-- start --

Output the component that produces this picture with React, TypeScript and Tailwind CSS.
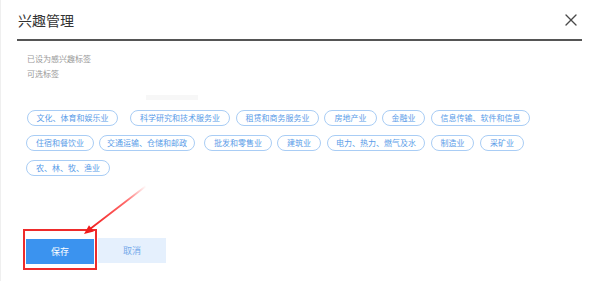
import { X } from "lucide-react";

type Tag = { t: string; w: string; m: string };

const rows: Tag[][] = [
  [
    { t: "文化、体育和娱乐业", w: "w-[91px]", m: "mr-[12px]" },
    { t: "科学研究和技术服务业", w: "w-[100px]", m: "mr-[6px]" },
    { t: "租赁和商务服务业", w: "w-[83px]", m: "mr-[5px]" },
    { t: "房地产业", w: "w-[53px]", m: "mr-[5px]" },
    { t: "金融业", w: "w-[43px]", m: "mr-[6px]" },
    { t: "信息传输、软件和信息", w: "w-[99px]", m: "mr-0" },
  ],
  [
    { t: "住宿和餐饮业", w: "w-[68px]", m: "mr-[5px]" },
    { t: "交通运输、仓储和邮政", w: "w-[96px]", m: "mr-[9px]" },
    { t: "批发和零售业", w: "w-[68px]", m: "mr-[5px]" },
    { t: "建筑业", w: "w-[44px]", m: "mr-[6px]" },
    { t: "电力、热力、燃气及水", w: "w-[98px]", m: "mr-[6px]" },
    { t: "制造业", w: "w-[43px]", m: "mr-[6px]" },
    { t: "采矿业", w: "w-[44px]", m: "mr-0" },
  ],
  [{ t: "农、林、牧、渔业", w: "w-[84px]", m: "mr-0" }],
];

export default function App() {
  return (
    <div
      className="relative w-[600px] h-[281px] overflow-hidden bg-white border-l border-[#efefef] pl-[16px] pr-[18px]"
      style={{ fontFamily: '"Noto Sans CJK SC", "Noto Sans", sans-serif' }}
    >
      {/* header */}
      <div className="h-[41px] flex items-center justify-between border-b-2 border-[#555555]">
        <h1 className="text-[14px] leading-none text-[#333333] pl-[1px] pt-[1px]">兴趣管理</h1>
        <X className="w-[20px] h-[20px] mr-[1px] text-[#4a4a4a]" strokeWidth={1.6} />
      </div>

      {/* labels */}
      <div className="mt-[10px] pl-[10px] text-[8px] leading-[15px] text-[#999999]">
        <p>已设为感兴趣标签</p>
        <p>可选标签</p>
      </div>

      <div className="mt-[14px] ml-[129px] w-[52px] h-[5px] bg-[#f7f7f7]" />

      {/* tags */}
      <div className="mt-[10px] pl-[9px] flex flex-col gap-[9px]">
        {rows.map((row, i) => (
          <div key={i} className={i === 0 ? "flex pl-[1px]" : "flex"}>
            {row.map((tag) => (
              <span
                key={tag.t}
                className={`${tag.w} ${tag.m} h-[16px] shrink-0 flex items-center justify-center rounded-full border border-[#a9cdf5] text-[8px] leading-none text-[#5a9ce8] whitespace-nowrap`}
              >
                {tag.t}
              </span>
            ))}
          </div>
        ))}
      </div>

      {/* buttons */}
      <div className="mt-[53px] pl-[6px] flex items-center">
        <div className="border-2 border-[#ee2b2b] px-[1px] pt-[5px] pb-[4px]">
          <button className="w-[68px] h-[25px] bg-[#3b93ef] text-white text-[9px] leading-none">
            保存
          </button>
        </div>
        <button className="ml-[1px] mt-[1px] w-[68px] h-[25px] bg-[#e5f0fd] text-[#74aaea] text-[9px] leading-none">
          取消
        </button>
      </div>

      {/* annotation arrow */}
      <svg className="absolute left-0 top-0 pointer-events-none" width="600" height="281">
        <defs>
          <linearGradient id="fade" x1="145" y1="186" x2="88" y2="229" gradientUnits="userSpaceOnUse">
            <stop offset="0" stopColor="#ff2a2a" stopOpacity="0" />
            <stop offset="0.35" stopColor="#ff2a2a" stopOpacity="0.7" />
            <stop offset="1" stopColor="#f01c1c" stopOpacity="1" />
          </linearGradient>
        </defs>
        <line x1="145" y1="186" x2="89" y2="229" stroke="url(#fade)" strokeWidth="1.8" strokeLinecap="round" />
        <polygon points="83,234 92.8,231.6 88,225.2" fill="#f01c1c" />
      </svg>
    </div>
  );
}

-- end --

### Directions for this task
Write out the lines from the start of the material to the line with "string; w: string;", inclusive and exactly. Skip the pictures.

### Task solution
Output the component that produces this picture with React, TypeScript and Tailwind CSS.
import { X } from "lucide-react";

type Tag = { t: string; w: string; m: string };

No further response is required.